In the Commission's view, the fragmentation of grant-aid that
could result from an excessively regionalised policy could prevent
the Fund from tackling the most urgent problems. It should not
rest content with distributing more but smaller sums to what are
in essence secondary objectives simply in order to be of wider
appeal.
24. It is not only regionalisation but also
the pressures on HLF funds that are moving it in the direction
of generally smaller grants. As far as archives are concerned
(where there are already a number of other bodies in existence
able to give small grants, such as the Purchase Grant funds and
the National Manuscripts Conservation Trust) a multiplication
of small grants will tend to divert badly needed funds from the
real issues of the day. Large grants, measured in millions rather
than thousands of pounds, may be the only way to achieve certain
desired ends such as the purchase of key national documents and
archival collections or the building of much needed archive repositories.

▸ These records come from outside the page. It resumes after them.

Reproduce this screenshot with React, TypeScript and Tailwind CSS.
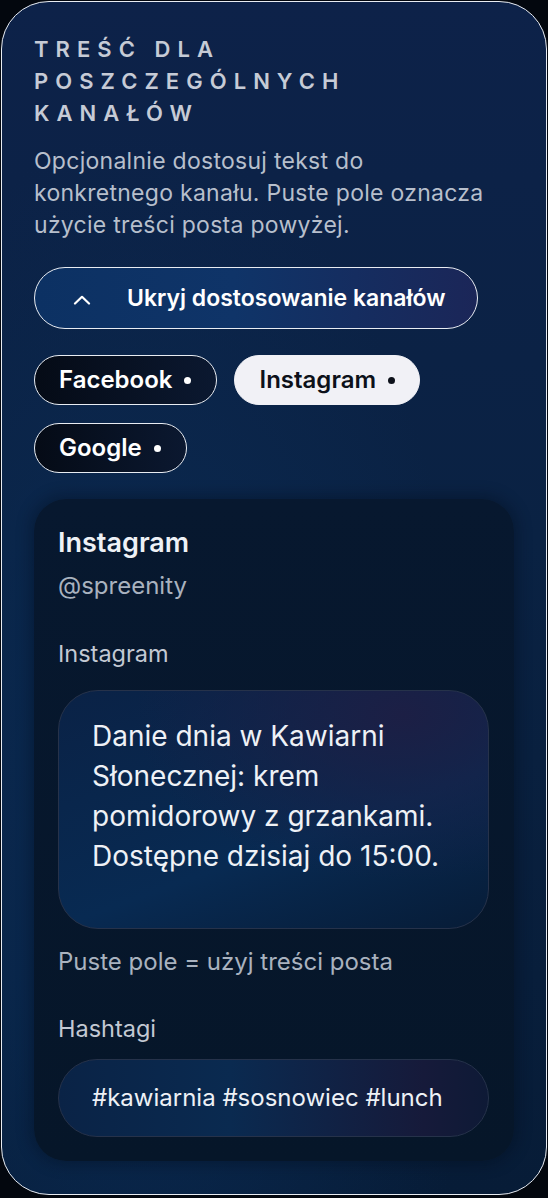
const channels = [
    { name: "Facebook", active: false },
    { name: "Instagram", active: true },
    { name: "Google", active: false },
];

function Caret() {
    return (
        <svg width="18" height="10" viewBox="0 0 18 10" fill="none" className="shrink-0 mt-[4px]">
            <polyline points="2,8.5 9,1.8 16,8.5" stroke="white" strokeWidth="2.2" strokeLinecap="round" strokeLinejoin="round" />
        </svg>
    );
}

export default function App() {
    return (
        <div className="w-[548px] h-[1198px] bg-[#03070e] pt-px px-px font-['Inter',sans-serif]">
            <div className="h-[1194px] rounded-[48px] border-[1.5px] border-[#e8ecf2] bg-[radial-gradient(ellipse_at_25%_72%,#0a2b54_0%,transparent_60%),linear-gradient(180deg,#0d2249_0%,#0a2243_45%,#071c37_100%)] px-8 pt-[31px] overflow-hidden">
                <h2 className="text-[22px] leading-[32px] font-semibold uppercase tracking-[0.32em] text-[#c6cbd6]">
                    Treść dla poszczególnych kanałów
                </h2>
                <p className="mt-4 max-w-[468px] text-[23px] leading-[32px] tracking-[0.012em] text-[#b7bfcc]">
                    Opcjonalnie dostosuj tekst do konkretnego kanału. Puste pole oznacza użycie treści posta powyżej.
                </p>

                <button className="mt-[26px] h-[62px] flex items-center gap-[36px] pl-[38px] pr-[31px] rounded-full border-[1.5px] border-[#e8ecf2] bg-[linear-gradient(90deg,#0c3163_0%,#0f3468_45%,#1b2658_100%)] text-white">
                    <Caret />
                    <span className="text-[23px] font-semibold">Ukryj dostosowanie kanałów</span>
                </button>

                <div className="mt-[26px] flex flex-wrap gap-x-[17px] gap-y-[18px] pr-10">
                    {channels.map((c) => (
                        <button
                            key={c.name}
                            className={
                                c.active
                                    ? "h-[50px] flex items-center pl-[24px] pr-[24px] rounded-full bg-[#f1f1f6] border-[1.5px] border-[#f1f1f6] text-[#0d111a] text-[24px] font-semibold"
                                    : "h-[50px] flex items-center pl-[24px] pr-[25px] rounded-full bg-[linear-gradient(90deg,#050b16_0%,#0b1830_100%)] border-[1.5px] border-[#e8ecf2] text-white text-[24px] font-semibold"
                            }
                        >
                            {c.name}
                            <span className={c.active ? "ml-[12px] w-[7px] h-[7px] rounded-full bg-[#0d111a]" : "ml-[12px] w-[7px] h-[7px] rounded-full bg-white"} />
                        </button>
                    ))}
                </div>

                <div className="mt-[26px] rounded-[32px] bg-[linear-gradient(180deg,#07182f_0%,#061629_100%)] shadow-[0_0_14px_4px_rgba(4,12,26,0.35)] pl-6 pr-[25px] pt-[27px] pb-[24px]">
                    <h3 className="text-[27px] leading-[34px] font-semibold text-[#eef1f6]">Instagram</h3>
                    <p className="mt-[10px] text-[24px] leading-[32px] text-[#a9b2bf]">@spreenity</p>

                    <label className="block mt-[36px] text-[23.5px] leading-[32px] text-[#c3c9d3]">Instagram</label>
                    <div className="mt-[20px] h-[239px] rounded-[40px] border border-[#26324a] bg-[radial-gradient(ellipse_at_80%_10%,#1c1f45_0%,transparent_55%),linear-gradient(160deg,#0a2246_0%,#082a52_60%,#071c37_100%)] pl-[33px] pr-6 pt-[25px]">
                        <p className="text-[28px] leading-[40px] text-[#eef1f6]">
                            Danie dnia w Kawiarni Słonecznej: krem pomidorowy z grzankami. Dostępne dzisiaj do 15:00.
                        </p>
                    </div>
                    <p className="mt-[17px] text-[24px] leading-[32px] text-[#a9b2bf]">Puste pole = użyj treści posta</p>

                    <label className="block mt-[35px] text-[23.5px] leading-[32px] text-[#c3c9d3]">Hashtagi</label>
                    <div className="mt-[14px] h-[78px] flex items-center rounded-full border border-[#26324a] bg-[linear-gradient(90deg,#0a2346_0%,#0a2a50_40%,#161a3a_85%,#0e1a36_100%)] pl-[33px] pr-6">
                        <span className="text-[24px] text-[#eef1f6]">#kawiarnia #sosnowiec #lunch</span>
                    </div>
                </div>
            </div>
        </div>
    );
}
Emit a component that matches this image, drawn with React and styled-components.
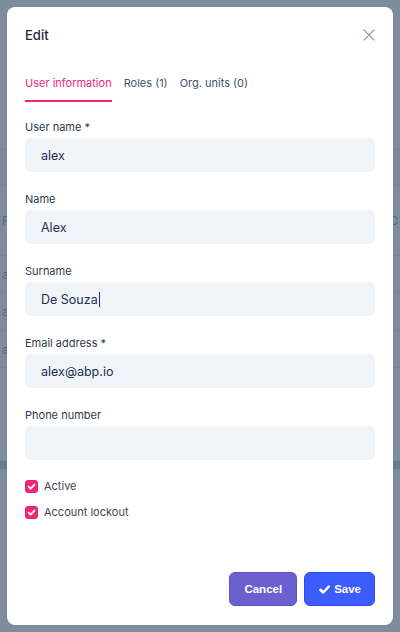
import React from 'react';
import styled, { createGlobalStyle } from 'styled-components';

const GlobalStyle = createGlobalStyle`
  html, body {
    margin: 0;
    padding: 0;
    width: 400px;
    height: 632px;
    overflow: hidden;
    font-family: Inter, "Noto Sans", sans-serif;
  }
  * { box-sizing: border-box; }
`;

const Page = styled.div`
  width: 400px;
  height: 632px;
  background: #ffffff;
  display: flex;
  flex-direction: column;
`;

const PageBand = styled.div`
  height: ${(p) => p.$h}px;
  background: ${(p) => p.$bg || '#ffffff'};
  border-bottom: 1px solid #e7ebef;
  display: flex;
  align-items: center;
  justify-content: space-between;
  padding: 0 2px;
  font-size: 12px;
  color: #8a96a3;
`;

const Overlay = styled.div`
  position: fixed;
  inset: 0;
  background: rgba(62, 86, 108, 0.68);
  padding: 7px;
  display: flex;
`;

const Modal = styled.div`
  flex: 1;
  background: #ffffff;
  border-radius: 8px;
  display: flex;
  flex-direction: column;
  padding: 18px 18px 19px;
`;

const Header = styled.div`
  display: flex;
  align-items: center;
  justify-content: space-between;
  height: 20px;
`;

const Title = styled.h5`
  margin: 0;
  font-size: 13px;
  font-weight: 500;
  color: #1d2939;
`;

const CloseButton = styled.button`
  border: 0;
  background: none;
  padding: 0;
  width: 12px;
  height: 12px;
  display: flex;
  color: #98a4b3;
`;

const Tabs = styled.div`
  display: flex;
  gap: 12px;
  margin-top: 30px;
  margin-bottom: 17px;
`;

const Tab = styled.div`
  font-size: 11px;
  line-height: 16px;
  padding-bottom: 9px;
  color: ${(p) => (p.$active ? '#f0287a' : '#44546a')};
  border-bottom: 2px solid ${(p) => (p.$active ? '#f0287a' : 'transparent')};
`;

const Body = styled.div`
  flex: 1;
  display: flex;
  flex-direction: column;
`;

const Field = styled.div`
  display: flex;
  flex-direction: column;
  margin-bottom: 19px;
`;

const Label = styled.label`
  font-size: 11px;
  line-height: 16px;
  color: #2b3a4c;
  margin-bottom: 3px;
`;

const InputBox = styled.div`
  height: 34px;
  border-radius: 6px;
  background: #f0f3f7;
  padding: 0 16px;
  display: flex;
  align-items: center;
  font-size: 12.5px;
  color: #1c3452;
`;

const Caret = styled.span`
  display: inline-block;
  width: 1px;
  height: 15px;
  background: #1c3452;
  margin-left: 1px;
`;

const Checks = styled.div`
  display: flex;
  flex-direction: column;
  gap: 13px;
  margin-top: 1px;
`;

const CheckRow = styled.label`
  display: flex;
  align-items: center;
  gap: 6px;
  font-size: 11px;
  line-height: 13px;
  color: #3b4858;
`;

const CheckBox = styled.span`
  width: 13px;
  height: 13px;
  border-radius: 3px;
  background: #f0287a;
  border: 1px solid #e21f6e;
  display: flex;
  align-items: center;
  justify-content: center;
`;

const Footer = styled.div`
  display: flex;
  justify-content: flex-end;
  gap: 7px;
`;

const Button = styled.button`
  height: 34px;
  padding: 0 ${(p) => p.$px}px;
  border-radius: 6px;
  border: 1px solid ${(p) => p.$border};
  background: ${(p) => p.$bg};
  color: #ffffff;
  font-family: "Liberation Sans", Arial, sans-serif;
  font-weight: 700;
  font-size: 11.5px;
  display: flex;
  align-items: center;
  gap: 3px;
`;

const fields = [
  { label: 'User name *', value: 'alex' },
  { label: 'Name', value: 'Alex' },
  { label: 'Surname', value: 'De Souza', caret: true },
  { label: 'Email address *', value: 'alex@abp.io' },
  { label: 'Phone number', value: '' },
];

const CheckIcon = ({ size = 9, stroke = 2 }) => (
  <svg width={size} height={size} viewBox="0 0 10 10" fill="none">
    <path d="M1.8 5.2 L4 7.3 L8.3 2.8" stroke="#fff" strokeWidth={stroke} strokeLinecap="round" strokeLinejoin="round" />
  </svg>
);

export default function App() {
  return (
    <>
      <GlobalStyle />
      <Page>
        <PageBand $h={150} $bg="#ffffff" />
        <PageBand $h={36} $bg="#f7f9fb" />
        <PageBand $h={70}>
          <span>R</span>
          <span>C</span>
        </PageBand>
        <PageBand $h={37}>a</PageBand>
        <PageBand $h={38}>a</PageBand>
        <PageBand $h={37}>a</PageBand>
        <PageBand $h={93} />
        <PageBand $h={9} $bg="#c4ccd4" />
      </Page>
      <Overlay>
        <Modal>
          <Header>
            <Title>Edit</Title>
            <CloseButton aria-label="Close">
              <svg width="12" height="12" viewBox="0 0 12 12" fill="none">
                <path d="M1 1 L11 11 M11 1 L1 11" stroke="currentColor" strokeWidth="1.3" strokeLinecap="round" />
              </svg>
            </CloseButton>
          </Header>
          <Tabs>
            <Tab $active>User information</Tab>
            <Tab>Roles (1)</Tab>
            <Tab>Org. units (0)</Tab>
          </Tabs>
          <Body>
            {fields.map((f) => (
              <Field key={f.label}>
                <Label>{f.label}</Label>
                <InputBox role="textbox">
                  {f.value}
                  {f.caret && <Caret />}
                </InputBox>
              </Field>
            ))}
            <Checks>
              <CheckRow>
                <CheckBox><CheckIcon /></CheckBox>
                Active
              </CheckRow>
              <CheckRow>
                <CheckBox><CheckIcon /></CheckBox>
                Account lockout
              </CheckRow>
            </Checks>
          </Body>
          <Footer>
            <Button $bg="#6c5fd0" $border="#5e51c4" $px={14}>Cancel</Button>
            <Button $bg="#3c5cfd" $border="#2d4cf0" $px={13}>
              <CheckIcon size={13} stroke={1.9} />
              Save
            </Button>
          </Footer>
        </Modal>
      </Overlay>
    </>
  );
}
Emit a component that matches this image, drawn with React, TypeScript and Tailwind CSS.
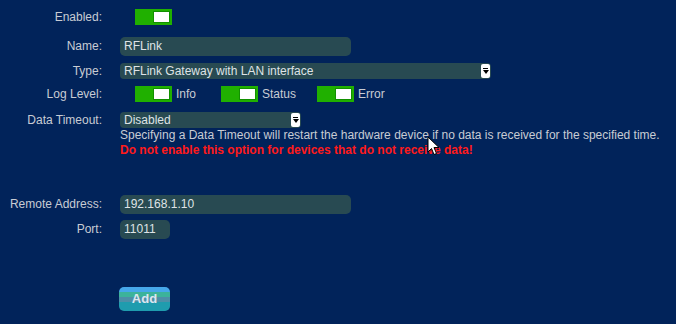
import React, { useState } from 'react';

const labelCls = 'w-[102px] shrink-0 text-right text-[12px] leading-[15px] text-[#c8ccd4]';
const fieldCls = 'bg-[#284a52] text-[#dfe3e6] text-[12px] leading-[15px] px-[4px] flex items-center';

function Toggle({ on, onClick }: { on: boolean; onClick: () => void }) {
  return (
    <button
      onClick={onClick}
      className={`w-[37px] h-[16px] flex items-center px-[2px] ${on ? 'bg-[#20b000] justify-end' : 'bg-[#777] justify-start'}`}
    >
      <span className="w-[17px] h-[12px] bg-white border border-[#129000]" />
    </button>
  );
}

function SelectBox({ value, width }: { value: string; width: string }) {
  return (
    <div className={`${fieldCls} ${width} h-[16px] rounded-[4px] justify-between pr-0`}>
      <span>{value}</span>
      <span className="w-[9px] h-[14px] bg-white rounded-[2px] flex flex-col items-center justify-center gap-[1px] mr-[1px]">
        <span className="w-[5px] h-[1px] bg-black" />
        <svg width="6" height="4" viewBox="0 0 6 4"><path d="M0 0h6L3 4z" fill="#000" /></svg>
      </span>
    </div>
  );
}

export default function App() {
  const [enabled, setEnabled] = useState(true);
  const [levels, setLevels] = useState({ Info: true, Status: true, Error: true });

  return (
    <div
      className="relative w-[676px] h-[324px] bg-[#01235a] overflow-hidden"
      style={{ fontFamily: '"Liberation Sans", Arial, sans-serif' }}
    >
      <div className="flex flex-col pt-[9px]">
        <div className="flex items-center h-[16px]">
          <div className={labelCls}>Enabled:</div>
          <div className="ml-[33px]">
            <Toggle on={enabled} onClick={() => setEnabled(!enabled)} />
          </div>
        </div>

        <div className="flex items-center mt-[12px]">
          <div className={labelCls}>Name:</div>
          <div className={`${fieldCls} h-[19px] rounded-[5px] ml-[18px] w-[231px]`}>RFLink</div>
        </div>

        <div className="flex items-center mt-[7px]">
          <div className={labelCls}>Type:</div>
          <div className="ml-[18px]">
            <SelectBox value="RFLink Gateway with LAN interface" width="w-[371px]" />
          </div>
        </div>

        <div className="flex items-center mt-[7px] h-[16px]">
          <div className={labelCls}>Log Level:</div>
          <div className="ml-[33px] flex items-center">
            {(['Info', 'Status', 'Error'] as const).map((k, i) => (
              <div key={k} className={`flex items-center ${i === 0 ? 'w-[86px]' : 'w-[96px]'}`}>
                <Toggle on={levels[k]} onClick={() => setLevels(p => ({ ...p, [k]: !p[k] }))} />
                <span className="ml-[4px] text-[12px] leading-[15px] text-[#c8ccd4]">{k}</span>
              </div>
            ))}
          </div>
        </div>

        <div className="flex items-start mt-[10px]">
          <div className={`${labelCls} leading-[16px]`}>Data Timeout:</div>
          <div className="ml-[18px] flex flex-col">
            <SelectBox value="Disabled" width="w-[181px]" />
            <div className="text-[12px] text-[#c8ccd4] leading-[15px] whitespace-nowrap">
              Specifying a Data Timeout will restart the hardware device if no data is received for the specified time.
            </div>
            <div className="text-[12px] font-bold text-[#ff1a1a] leading-[15px] whitespace-nowrap">
              Do not enable this option for devices that do not receive data!
            </div>
          </div>
        </div>

        <div className="flex items-center mt-[37px]">
          <div className={labelCls}>Remote Address:</div>
          <div className={`${fieldCls} h-[19px] rounded-[5px] ml-[18px] w-[231px]`}>192.168.1.10</div>
        </div>

        <div className="flex items-center mt-[6px]">
          <div className={labelCls}>Port:</div>
          <div className={`${fieldCls} h-[19px] rounded-[5px] ml-[18px] w-[50px]`}>11011</div>
        </div>

        <div className="mt-[47px] ml-[119px]">
          <button className="w-[51px] h-[24px] rounded-[5px] text-[13px] font-bold text-[#dce6f0] bg-[linear-gradient(to_bottom,#46a8ea_0%,#46a8ea_22%,#3cb39a_22%,#3cb39a_42%,#4d8fa8_42%,#4d8fa8_62%,#1f9cae_62%,#1f9cae_100%)]">
            Add
          </button>
        </div>
      </div>

      <svg className="absolute left-[427px] top-[136px]" width="13" height="20" viewBox="0 0 13 20">
        <path d="M1 1 L1 16 L4.5 12.5 L7 18.5 L9.5 17.5 L7 11.5 L12 11.5 Z" fill="#fff" stroke="#000" strokeWidth="1" />
      </svg>
    </div>
  );
}
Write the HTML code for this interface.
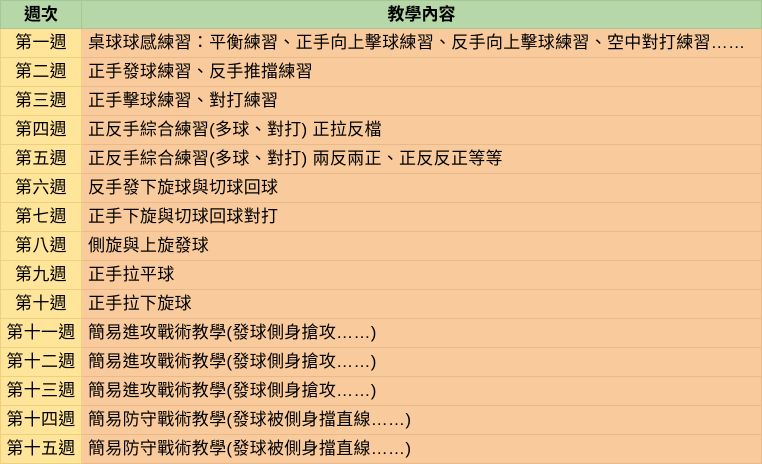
<!DOCTYPE html><html><head><meta charset="utf-8"><style>
body{margin:0;width:762px;height:463px;overflow:hidden;background:#f9cb9c;font-family:"Liberation Sans","Noto Sans CJK TC",sans-serif;}
table{border-collapse:collapse;width:762px;table-layout:fixed}
td{height:28px;padding:0;border:1px solid #e8b98a;font-size:17px;color:#000;white-space:nowrap;overflow:hidden;line-height:20px}
tr.h td{height:27px;background:#b6d7a8;border-color:#a5c795;font-weight:bold;text-align:center;font-size:17px}
td.a{width:80px;background:#ffe599;text-align:center;border-color:#f0d080;letter-spacing:0.3px}
td.b{background:#f9cb9c;padding-left:6px;letter-spacing:0.3px}
</style></head><body><table>
<tr class="h"><td style="width:80px">週次</td><td>教學內容</td></tr>
<tr><td class="a">第一週</td><td class="b">桌球球感練習：平衡練習、正手向上擊球練習、反手向上擊球練習、空中對打練習……</td></tr>
<tr><td class="a">第二週</td><td class="b">正手發球練習、反手推擋練習</td></tr>
<tr><td class="a">第三週</td><td class="b">正手擊球練習、對打練習</td></tr>
<tr><td class="a">第四週</td><td class="b">正反手綜合練習(多球、對打) 正拉反檔</td></tr>
<tr><td class="a">第五週</td><td class="b">正反手綜合練習(多球、對打) 兩反兩正、正反反正等等</td></tr>
<tr><td class="a">第六週</td><td class="b">反手發下旋球與切球回球</td></tr>
<tr><td class="a">第七週</td><td class="b">正手下旋與切球回球對打</td></tr>
<tr><td class="a">第八週</td><td class="b">側旋與上旋發球</td></tr>
<tr><td class="a">第九週</td><td class="b">正手拉平球</td></tr>
<tr><td class="a">第十週</td><td class="b">正手拉下旋球</td></tr>
<tr><td class="a">第十一週</td><td class="b">簡易進攻戰術教學(發球側身搶攻……)</td></tr>
<tr><td class="a">第十二週</td><td class="b">簡易進攻戰術教學(發球側身搶攻……)</td></tr>
<tr><td class="a">第十三週</td><td class="b">簡易進攻戰術教學(發球側身搶攻……)</td></tr>
<tr><td class="a">第十四週</td><td class="b">簡易防守戰術教學(發球被側身擋直線……)</td></tr>
<tr><td class="a">第十五週</td><td class="b">簡易防守戰術教學(發球被側身擋直線……)</td></tr>
</table></body></html>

We were therefore pleased to see the recent announcement by the
Chairman of HLF that a proportion of the available funds will
be earmarked for large grants, on a competitive basis, and we
hope that these will continue to embrace applications within the
field of archives.
25. After the rapid changes of these early
years of HLF operation, a period of stability is now urgently
needed, to give potential applicants in our sector the confidence
to submit applications. On these grounds we would think it desirable
that the Fund use its new, wider powers under the National Heritage
Act 1997 quite sparingly, at least in the period up to the end
of its current mandate.
26. Overall, the Commission considers that
the existence of the HLF and the availability of its funds has
been a source of great encouragement in the under-funded field
of archives. We hope that the HLF will have its mandate renewed.
We welcome the efforts that are continuing to streamline its operations.